While customer preference for autonomous ordering, particularly among younger consumers, is driving the adoption of self-service kiosks, the minimum wage increase could accelerate tech adoption in certain areas. Fast food franchisee Harsh Ghai, who owns 180 Burger King, Taco Bell, and Popeyes locations, is one such business owner who plans to install more self-service kiosks in response to the wage increase. Ghai told CNN in an interview that he is also looking to implement AI-powered drive-thru ordering and aims to remove registers completely from his restaurants. He argues that these changes are necessary to offset increased labor costs and maintain profitability.

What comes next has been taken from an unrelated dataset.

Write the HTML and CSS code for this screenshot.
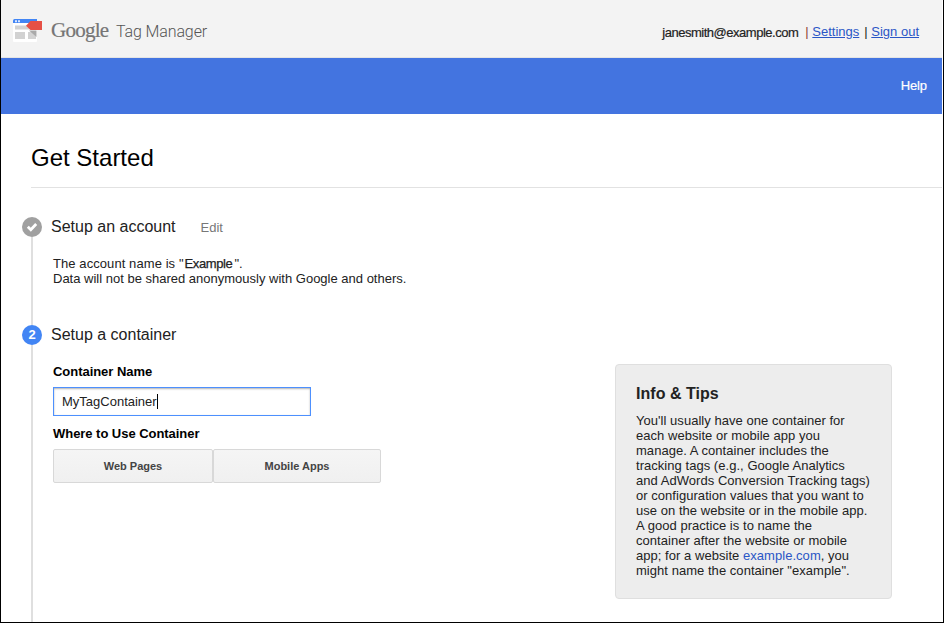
FILE: index.html
```html
<!DOCTYPE html>
<html lang="en">
<head>
<meta charset="utf-8">
<title>Google Tag Manager</title>
<link rel="stylesheet" href="styles.css">
</head>
<body>
<div class="frame">
  <header class="topbar">
    <svg class="logo" width="30" height="24" viewBox="0 0 30 24" aria-hidden="true">
      <rect x="0" y="0" width="24" height="23" rx="1" fill="#fff"/>
      <path d="M0 4V1.500Q0 0 1.500 0H24V4Z" fill="#4285f4"/>
      <path d="M2 1.300h2v2H2zM5 1.300h2v2H5z" fill="#dbe8ff"/>
      <path d="M2 6.500h20v4H2zM2 13h10v7H2zM15 13h8v7h-8z" fill="#d2d2d2"/>
      <path d="M16 11.500h7.500V18Z" fill="#a9a9a9"/>
      <path d="M13 6.700 17.500 2H29V11H17.500Z" fill="#e65045"/>
    </svg>
    <span class="brand">Google</span>
    <span class="product">Tag Manager</span>
    <nav class="user">
      <span class="email">janesmith@example.com</span>
      <span class="sep sep-red">|</span>
      <a href="#" class="settings">Settings</a>
      <span class="sep">|</span>
      <a href="#" class="signout">Sign out</a>
    </nav>
  </header>
  <div class="bluebar"><a href="#" class="help">Help</a></div>
  <main>
    <h1><span>Get Started</span></h1>
    <section class="step step-account">
      <div class="rail">
        <svg width="20" height="20" viewBox="0 0 20 20" aria-hidden="true"><circle cx="10" cy="10" r="10" fill="#a0a0a0"/><path d="M5.800 9.800 8.800 12.700 14.200 7" fill="none" stroke="#fff" stroke-width="2.800"/></svg>
      </div>
      <div class="content">
        <div class="heading"><h2>Setup an account</h2><a href="#" class="edit">Edit</a></div>
        <p class="summary"><span class="lead">The account name is "</span><span class="name">Example</span>".<br>Data will not be shared anonymously with Google and others.</p>
      </div>
    </section>
    <section class="step step-container">
      <div class="rail"><span class="num">2</span></div>
      <div class="content">
        <div class="heading"><h2>Setup a container</h2></div>
        <div class="columns">
          <div class="form">
            <div class="label">Container Name</div>
            <div class="field"><span>MyTagContainer</span><i class="caret"></i></div>
            <div class="label">Where to Use Container</div>
            <div class="buttons"><button class="web">Web Pages</button><button class="mobile">Mobile Apps</button></div>
          </div>
          <aside class="tips">
            <h3>Info &amp; Tips</h3>
            <p>You'll usually have one container for<br>each website or mobile app you<br>manage. A container includes the<br>tracking tags (e.g., Google Analytics<br>and AdWords Conversion Tracking tags)<br>or configuration values that you want to<br>use on the website or in the mobile app.<br>A good practice is to name the<br>container after the website or mobile<br>app; for a website <a href="#">example.com</a>, you<br>might name the container "example".</p>
          </aside>
        </div>
      </div>
    </section>
  </main>
</div>
</body>
</html>
```
FILE: styles.css
```css
* { box-sizing: border-box; }
body { margin: 0; background: #fff; font: 13px/15px "Liberation Sans", Arial, sans-serif; color: #222; overflow: hidden; white-space: nowrap; }
h1, h2, h3, p { margin: 0; font-weight: normal; }
.frame { display: flex; flex-direction: column; width: 944px; height: 623px; border: solid #000; border-width: 0 1px 1px 1px; padding-right: 1px; overflow: hidden; }
.topbar { display: flex; align-items: flex-start; flex: none; height: 58px; background: #f3f3f3; border-bottom: 1px solid #e4e4e4; padding-left: 12px; }
.logo { margin-top: 19px; flex: none; }
.brand { margin: 18px 0 0 8px; width: 65px; font: 21px/25px "Liberation Serif", serif; color: #757575; letter-spacing: -0.75px; -webkit-text-stroke: .2px #757575; }
.product { margin-top: 22px; font: 300 16px/20px Roboto, sans-serif; color: #555; letter-spacing: -0.12px; }
.user { display: flex; margin: 24px 23px 0 auto; }
.email { letter-spacing: -0.48px; color: #222; margin: 1px 7px 0 0; -webkit-text-stroke: .2px #222; }
.sep { width: 7px; }
.sep-red { color: #8f3a36; }
.user a { color: #2a56c6; text-decoration: underline; }
.settings { margin-right: 5px; }
.bluebar { flex: none; display: flex; justify-content: flex-end; height: 56px; background: #4374e0; padding: 20px 15px 0 0; }
.help { color: #fff; text-decoration: none; letter-spacing: -.1px; -webkit-text-stroke: .2px #fff; }
main { flex: 1; display: flex; flex-direction: column; padding-left: 21px; min-height: 0; }
h1 { flex: none; height: 74px; margin-left: 9px; padding-top: 30px; font-size: 24px; line-height: 28px; color: #000; border-bottom: 1px solid #e2e2e2; }
.step { display: flex; flex: none; }
.step-account { height: 108px; margin-top: 29px; }
.step-container { flex: 1; }
.rail { width: 20px; flex: none; display: flex; flex-direction: column; align-items: center; }
.rail::after { content: ""; width: 2px; flex: 1; background: #dfdfdf; }
.num { width: 20px; height: 20px; border-radius: 50%; background: #4285f4; color: #fff; font-weight: bold; line-height: 20px; text-align: center; }
.content { padding-left: 11px; }
.heading { display: flex; align-items: baseline; height: 20px; margin-left: -2px; }
h2 { font-size: 16px; line-height: 19px; }
.edit { margin-left: 25px; color: #777; text-decoration: none; }
.summary { margin-top: 19px; }
.lead { letter-spacing: .08px; }
.name { letter-spacing: -.4px; margin: 0 2px 0 1px; -webkit-text-stroke: .25px #222; }
.columns { display: flex; }
.form { width: 562px; padding-top: 19px; }
.label { font-weight: bold; color: #000; letter-spacing: -.04px; }
.field { display: flex; align-items: center; width: 258px; height: 29px; margin: 8px 0 10px; border: 1px solid #4d90fe; box-shadow: inset 0 1px 2px rgba(0,0,0,.3); padding-left: 8px; }
.caret { width: 1px; height: 15px; background: #000; }
.buttons { display: flex; margin-top: 8px; }
button { height: 34px; border: 1px solid #d8d8d8; border-radius: 2px; background: linear-gradient(#f5f5f5, #f0f0f0); font: bold 11px "Liberation Sans", sans-serif; color: #444; padding: 0; }
.web { width: 160px; }
.mobile { width: 168px; }
.tips { width: 277px; height: 235px; margin-top: 19px; border: 1px solid #dfdfdf; border-radius: 4px; background: #ededed; padding: 19px 20px; letter-spacing: .04px; }
.tips h3 { font: bold 16px/19px "Liberation Sans", sans-serif; margin-bottom: 10px; }
.tips a { color: #2a56c6; text-decoration: none; }
```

The California Restaurant Association has noted that some restaurant operators are choosing not to expand or are closing locations due to the wage increase. Ghai himself has closed 14 restaurants in the past year. A recent report from the National Restaurant Association, which will be hosting its annual (and largely technology-focused) restaurant industry trade show in Chicago May 18-21, revealed that 16% of restaurants plan to integrate artificial intelligence into their businesses this year, while 25% plan to utilize self-ordering and payment kiosks. Nearly half of the restaurants surveyed said they plan to use tech and automation to address labor shortages.
The report also indicates a generational divide in attitudes towards technology in restaurants. While 64% of Gen Z and 66% of millennial adults believe that using technology creates a more positive dining experience, just 19% of baby boomers share this view. Some national chains, such as Wendy’s, are already implementing more AI into their business models, including automated speaker boxes at drive-thrus and dynamic pricing.
The adoption of technology in the restaurant industry is not limited to self-service kiosks and AI-powered ordering systems. Mobile pick-up restaurants, like the one recently debuted by Chick-Fil-A in New York City, are also gaining traction. These establishments have no seating and only prepare food for delivery or takeout, further streamlining the dining experience and reducing labor costs.
The integration of technology in the restaurant industry also extends to the back of the house. Automated frying machines and auto-refill technology are just a few examples of how restaurants are leveraging technology to increase efficiency and reduce labor needs. These innovations not only help to offset higher labor costs but also address the ongoing labor shortage in the industry.
However, the transition towards a more technologically driven industry is not without its challenges. While younger generations are more open to using technology in restaurants, older consumers may be less comfortable with these changes. As the industry continues to evolve, finding a balance that caters to all customers’ preferences will be crucial. This could potentially lead to a hybrid model, where traditional service coexists with self-service and automated options, providing a diverse dining experience that caters to a wide range of customer preferences.
While California’s wage increase may accelerate the adoption of automation and other technologies in many restaurants, it is clear that this trend was already well underway. The move towards a more technologically driven industry is not solely a response to higher labor costs, but also a reflection of changing consumer preferences, ongoing labor shortages and continuous technology innovation.